Her granddaughter burst into the room. “Grandma, there’s something you have to see.”

“I’m so tired, child.”

“But Grandma, there’s an island. It wasn’t there yesterday, but it is today. Some people are saying it’s dark magic. How can it be dark with all the beautiful flowers in bloom?.”

“Yes, child.”

“Grandma, please come to the window. I know once you see the magical island, you’ll feel better.”

She wanted to lie here. She felt so tired, her time must be near. Yet, she didn’t want to disappoint her granddaughter. She tugged with her all her might to upright herself. It took a lot for her to stand, but she made it. She grasped the nightstand table top and then the rocker until she finally made it to the window.

The sky didn’t have cloud anywhere to see.. The ocean looked ebony more than blue to her old eyes. She vaguely recalled a sailor’s warning when a sea looks deadly calm. She craned to see the bay.  There was an island with a rocky shoreline with lush green trees and flowers in every color under the rainbow. Were her eyes playing tricks on her?

“Megan, get your father, please.”

“Mom, what’s the matter?”

“Take me out to the island, son.”

“But, Mom, you’re not strong enough.”

“Charles, take me out to the island before its too late.”
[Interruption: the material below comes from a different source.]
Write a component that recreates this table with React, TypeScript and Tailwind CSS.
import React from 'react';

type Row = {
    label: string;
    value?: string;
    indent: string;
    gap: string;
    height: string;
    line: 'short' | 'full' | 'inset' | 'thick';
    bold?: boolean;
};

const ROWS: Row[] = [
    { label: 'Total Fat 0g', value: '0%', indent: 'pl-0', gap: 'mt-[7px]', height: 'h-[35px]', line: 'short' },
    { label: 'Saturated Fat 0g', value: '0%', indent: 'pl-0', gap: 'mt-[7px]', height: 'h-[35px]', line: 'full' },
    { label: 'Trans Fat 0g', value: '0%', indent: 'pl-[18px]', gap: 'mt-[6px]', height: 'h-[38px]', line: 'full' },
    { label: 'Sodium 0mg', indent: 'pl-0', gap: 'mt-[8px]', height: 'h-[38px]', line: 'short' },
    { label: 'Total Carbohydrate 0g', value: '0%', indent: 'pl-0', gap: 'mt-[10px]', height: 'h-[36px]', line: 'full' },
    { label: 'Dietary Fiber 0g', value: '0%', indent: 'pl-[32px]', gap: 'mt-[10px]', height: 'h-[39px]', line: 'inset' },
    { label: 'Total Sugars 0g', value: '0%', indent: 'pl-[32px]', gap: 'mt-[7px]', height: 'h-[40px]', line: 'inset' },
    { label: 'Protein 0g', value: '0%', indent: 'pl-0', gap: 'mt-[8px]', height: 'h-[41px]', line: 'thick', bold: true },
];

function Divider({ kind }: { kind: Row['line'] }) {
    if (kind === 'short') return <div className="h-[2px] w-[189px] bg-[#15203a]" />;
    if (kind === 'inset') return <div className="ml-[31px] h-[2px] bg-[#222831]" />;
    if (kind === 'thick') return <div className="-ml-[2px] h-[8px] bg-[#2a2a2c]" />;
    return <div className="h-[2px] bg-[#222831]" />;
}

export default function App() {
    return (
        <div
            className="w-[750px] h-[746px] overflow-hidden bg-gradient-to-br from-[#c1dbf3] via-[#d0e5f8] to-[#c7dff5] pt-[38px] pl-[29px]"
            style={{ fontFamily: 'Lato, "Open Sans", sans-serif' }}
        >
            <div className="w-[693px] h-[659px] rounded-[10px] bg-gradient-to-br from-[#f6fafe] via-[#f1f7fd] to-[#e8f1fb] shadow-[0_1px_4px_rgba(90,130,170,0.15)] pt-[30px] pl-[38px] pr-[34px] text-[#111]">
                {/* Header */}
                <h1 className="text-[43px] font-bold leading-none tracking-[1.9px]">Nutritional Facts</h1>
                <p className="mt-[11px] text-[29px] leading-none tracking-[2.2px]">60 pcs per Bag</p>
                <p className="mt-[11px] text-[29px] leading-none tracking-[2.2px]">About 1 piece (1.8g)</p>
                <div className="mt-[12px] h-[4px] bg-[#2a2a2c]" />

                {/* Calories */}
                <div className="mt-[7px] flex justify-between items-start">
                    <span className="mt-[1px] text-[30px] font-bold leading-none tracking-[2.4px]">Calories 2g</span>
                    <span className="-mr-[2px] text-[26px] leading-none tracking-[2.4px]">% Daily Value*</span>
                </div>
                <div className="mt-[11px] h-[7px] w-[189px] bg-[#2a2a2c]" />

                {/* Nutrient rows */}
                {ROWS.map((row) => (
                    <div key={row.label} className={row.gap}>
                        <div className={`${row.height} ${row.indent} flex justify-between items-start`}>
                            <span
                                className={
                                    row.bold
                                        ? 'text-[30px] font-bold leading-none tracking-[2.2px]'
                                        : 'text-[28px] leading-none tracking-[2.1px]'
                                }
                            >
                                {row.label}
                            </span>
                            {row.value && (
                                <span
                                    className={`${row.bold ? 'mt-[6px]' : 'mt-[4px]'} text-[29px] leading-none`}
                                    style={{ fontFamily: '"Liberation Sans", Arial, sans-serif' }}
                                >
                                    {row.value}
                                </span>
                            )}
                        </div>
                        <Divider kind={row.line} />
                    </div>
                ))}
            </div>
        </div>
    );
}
Charles and Megan helped her down the stairs and across the yard. She looked like an old porcelain doll in the bright sunlight. They had to pause several times to let her catch her breath before moving on, but eventually, they made it to the pier.
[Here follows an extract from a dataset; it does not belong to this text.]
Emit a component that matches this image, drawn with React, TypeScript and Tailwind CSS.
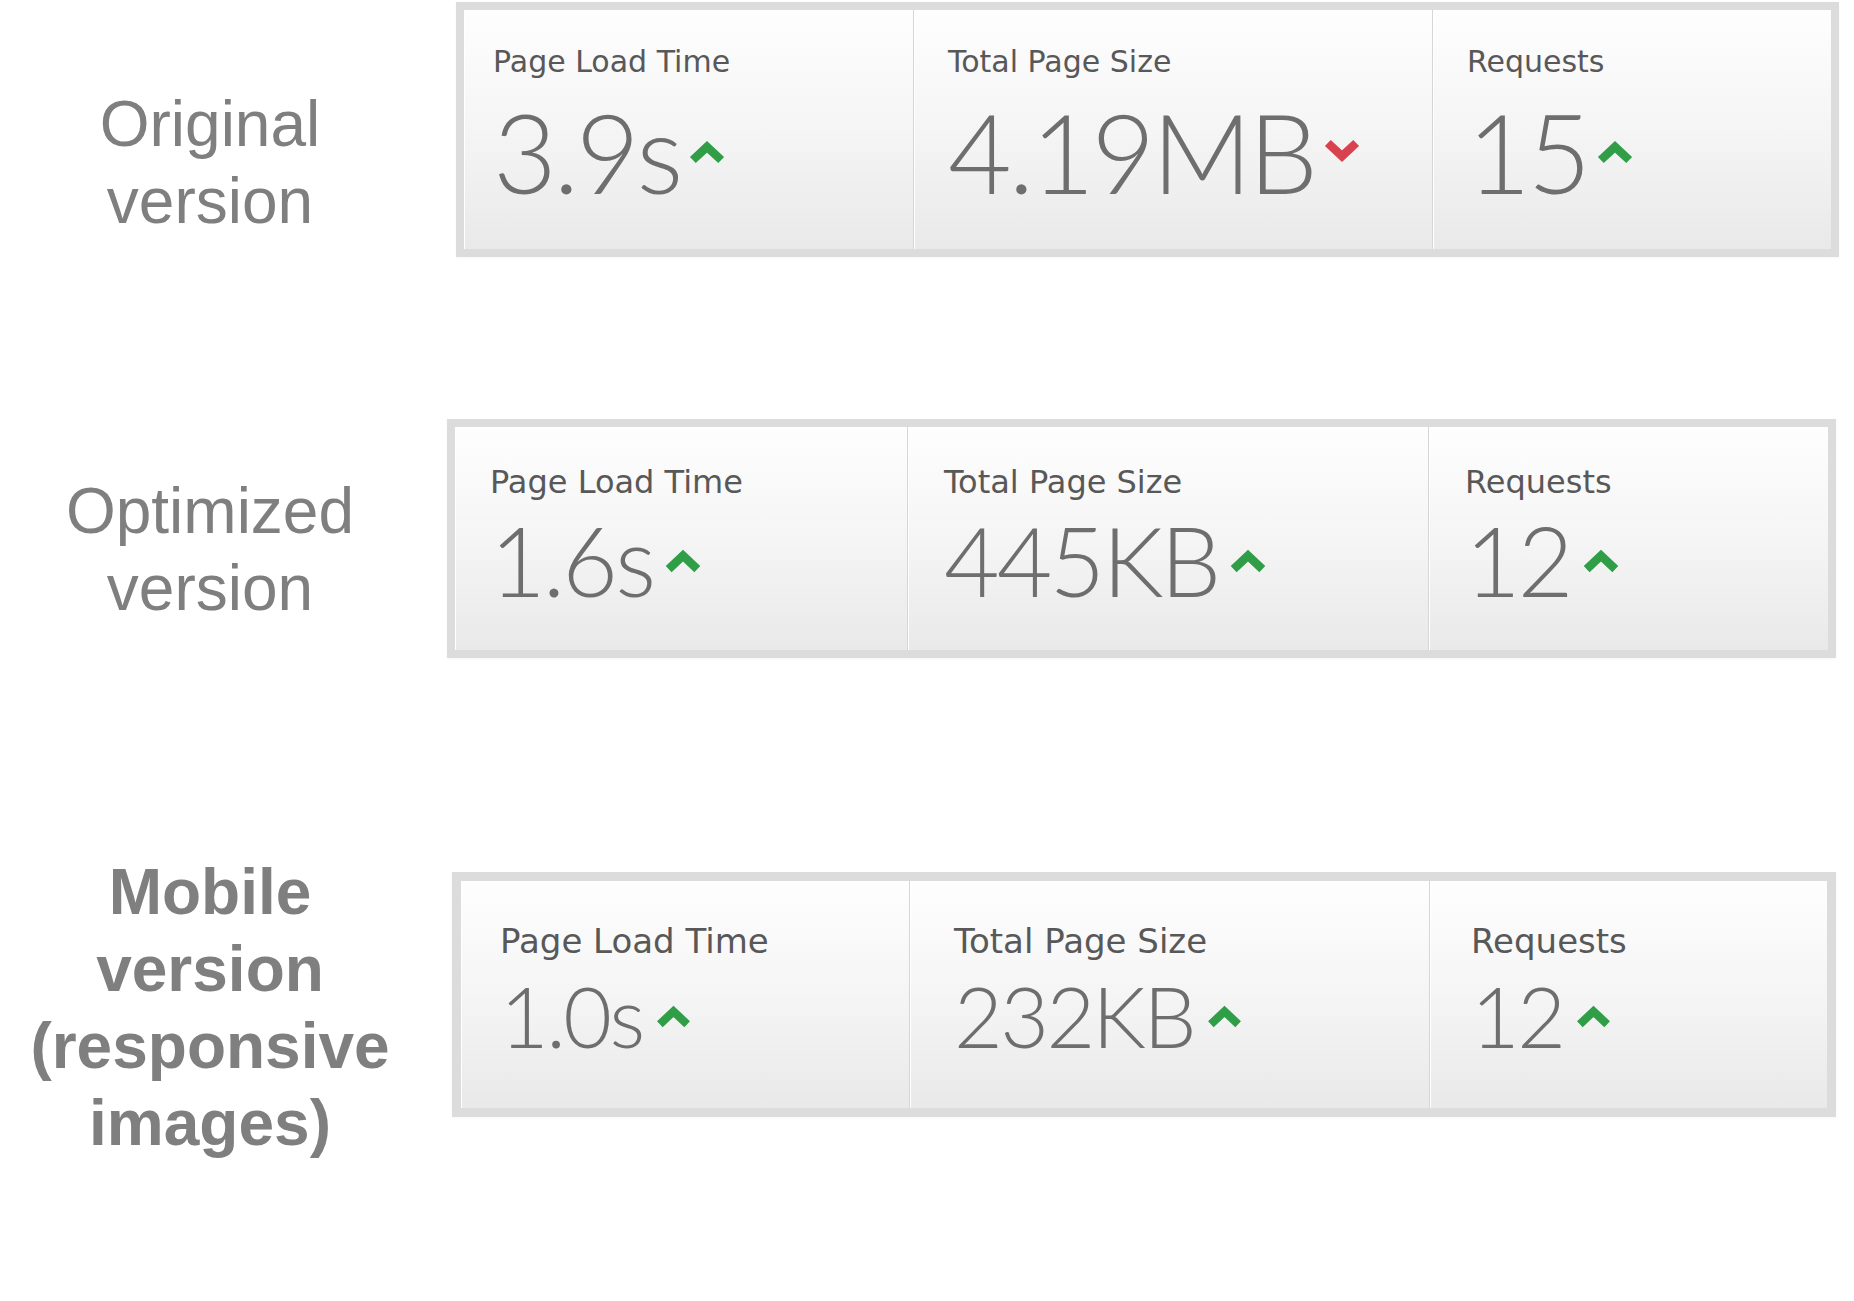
import React from 'react';

type Cell = {
  label: string;
  value: string;
  dir: 'up' | 'down';
  col: string;
};

type Row = {
  title: string[];
  bold: boolean;
  rowClass: string;
  titleClass: string;
  boxClass: string;
  labelClass: string;
  valueClass: string;
  chevronClass: string;
  cells: Cell[];
};

function Chevron({ dir, className }: { dir: 'up' | 'down'; className: string }) {
  return (
    <svg viewBox="0 0 36 22" className={`overflow-visible ${className}`} aria-hidden="true">
      {dir === 'up' ? (
        <polyline points="3,20 18,6 33,20" fill="none" stroke="#2f9e46" strokeWidth="9" />
      ) : (
        <polyline points="3,2 18,16 33,2" fill="none" stroke="#d8424f" strokeWidth="9" />
      )}
    </svg>
  );
}

const rows: Row[] = [
  {
    title: ['Original', 'version'],
    bold: false,
    rowClass: 'mt-[2px]',
    titleClass: 'mt-[84px]',
    boxClass: 'ml-[36px] w-[1383px] h-[255px] border-[8px]',
    labelClass: 'pt-[37px] text-[30px]',
    valueClass: 'mt-[19px] text-[110px]',
    chevronClass: 'w-[34px] h-[21px] ml-[10px]',
    cells: [
      { label: 'Page Load Time', value: '3.9s', dir: 'up', col: 'w-[449px] pl-[29px]' },
      { label: 'Total Page Size', value: '4.19MB', dir: 'down', col: 'w-[519px] pl-[34px] border-l border-[#d6d6d6]' },
      { label: 'Requests', value: '15', dir: 'up', col: 'flex-1 pl-[34px] border-l border-[#d6d6d6]' },
    ],
  },
  {
    title: ['Optimized', 'version'],
    bold: false,
    rowClass: 'mt-[162px]',
    titleClass: 'mt-[54px]',
    boxClass: 'ml-[27px] w-[1389px] h-[239px] border-[8px]',
    labelClass: 'pt-[39px] text-[32px]',
    valueClass: 'mt-[14px] text-[96px]',
    chevronClass: 'w-[36px] h-[21px] ml-[12px]',
    cells: [
      { label: 'Page Load Time', value: '1.6s', dir: 'up', col: 'w-[452px] pl-[35px]' },
      { label: 'Total Page Size', value: '445KB', dir: 'up', col: 'w-[521px] pl-[36px] border-l border-[#d6d6d6]' },
      { label: 'Requests', value: '12', dir: 'up', col: 'flex-1 pl-[36px] border-l border-[#d6d6d6]' },
    ],
  },
  {
    title: ['Mobile', 'version', '(responsive', 'images)'],
    bold: true,
    rowClass: 'mt-[196px]',
    titleClass: 'mt-0',
    boxClass: 'ml-[32px] mt-[18px] w-[1384px] h-[245px] border-[9px]',
    labelClass: 'pt-[43px] text-[34px]',
    valueClass: 'mt-[16px] text-[84px]',
    chevronClass: 'w-[33px] h-[20px] ml-[14px]',
    cells: [
      { label: 'Page Load Time', value: '1.0s', dir: 'up', col: 'w-[448px] pl-[39px]' },
      { label: 'Total Page Size', value: '232KB', dir: 'up', col: 'w-[520px] pl-[44px] border-l border-[#d6d6d6]' },
      { label: 'Requests', value: '12', dir: 'up', col: 'flex-1 pl-[41px] border-l border-[#d6d6d6]' },
    ],
  },
];

export default function App() {
  return (
    <div className="w-[1854px] h-[1301px] bg-white overflow-hidden">
      {rows.map((row) => (
        <div key={row.title.join(' ')} className={`flex items-start ${row.rowClass}`}>
          {/* Row title */}
          <div
            className={`w-[420px] shrink-0 text-center font-['Liberation_Sans',Arial,sans-serif] text-[64px] leading-[77px] text-[#7f7f7f] ${
              row.bold ? 'font-bold' : 'font-normal'
            } ${row.titleClass}`}
          >
            {row.title.map((line) => (
              <div key={line}>{line}</div>
            ))}
          </div>

          {/* Metrics panel */}
          <div
            className={`shrink-0 flex border-[#dcdcdc] bg-gradient-to-b from-[#fefefe] via-[#f5f5f5] to-[#e9e9e9] shadow-[0_1px_3px_rgba(0,0,0,0.04)] ${row.boxClass}`}
          >
            {row.cells.map((cell) => (
              <div key={cell.label} className={`h-full shadow-[inset_1px_0_0_#ffffff] ${cell.col}`}>
                <div
                  className={`font-['DejaVu_Sans',sans-serif] leading-none text-[#585858] whitespace-nowrap ${row.labelClass}`}
                >
                  {cell.label}
                </div>
                <div className={`flex items-center ${row.valueClass}`}>
                  <span className="font-['Lato','Open_Sans',sans-serif] font-light leading-none tracking-[-0.03em] text-[#6e6e6e]">
                    {cell.value}
                  </span>
                  <Chevron dir={cell.dir} className={row.chevronClass} />
                </div>
              </div>
            ))}
          </div>
        </div>
      ))}
    </div>
  );
}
“Hurry, my time is running out.”

He didn’t understand his mother’s urgency.  It had been a very long time since she had been focused on anything, let alone walk. He paddled the boat until they were deep enough to drop the motor down. He watched his mother staring straight ahead, holding Megan’s hand. The wind teased her silver strands free from the bun Megan had created for her Grandma.

“Charles, please bring the boat close enough for me to walk.”

“Give me a minute, Mom, to tie the boat off, and we’ll come with you.”

“No… No, I must go alone.”

Charles and Megan watched Grandma struggle to stand in the gentle waves.  Her frail body was hunched over her cane as she navigated to the shore.

“Dad, why can’t we go with her to help? I’m worried she’ll overdo.”

The sky darkened as they waited in the boat, He became worried. The sea became challenging in a little boat. He needed to get them back home safely. He called out to his mother, but she didn’t answer. He and Megan frantically searched for her.

Grandma was lying beside the mountain laurel. He noted the peaceful expression on her face and knew without checking, she was gone. He gently lifted his mother, surprised how little she weighed. All these years, she was a force to be reckoned with, yet at this moment, a feather weighed more.

He navigated his mom and daughter back to the mainland. The rain fiercely poured as they tied the boat to the pier. They scurried back to the house.

“Megan,  please get dry clothes. I’m going to place Grandma back on her favorite rose comforter until I can reach the coroner.”

Megan didn’t move. She waited patiently for her father to settle Grandma, then she combed her hair back in place before kissing her forehead. “I love you, Grandma.”
Megan glanced out her bedroom window. She screamed, “Dad, the island is gone.”

“What?” He ran outside.It had vanished just as Megan said, the dark sea stretched for miles with no land in sight.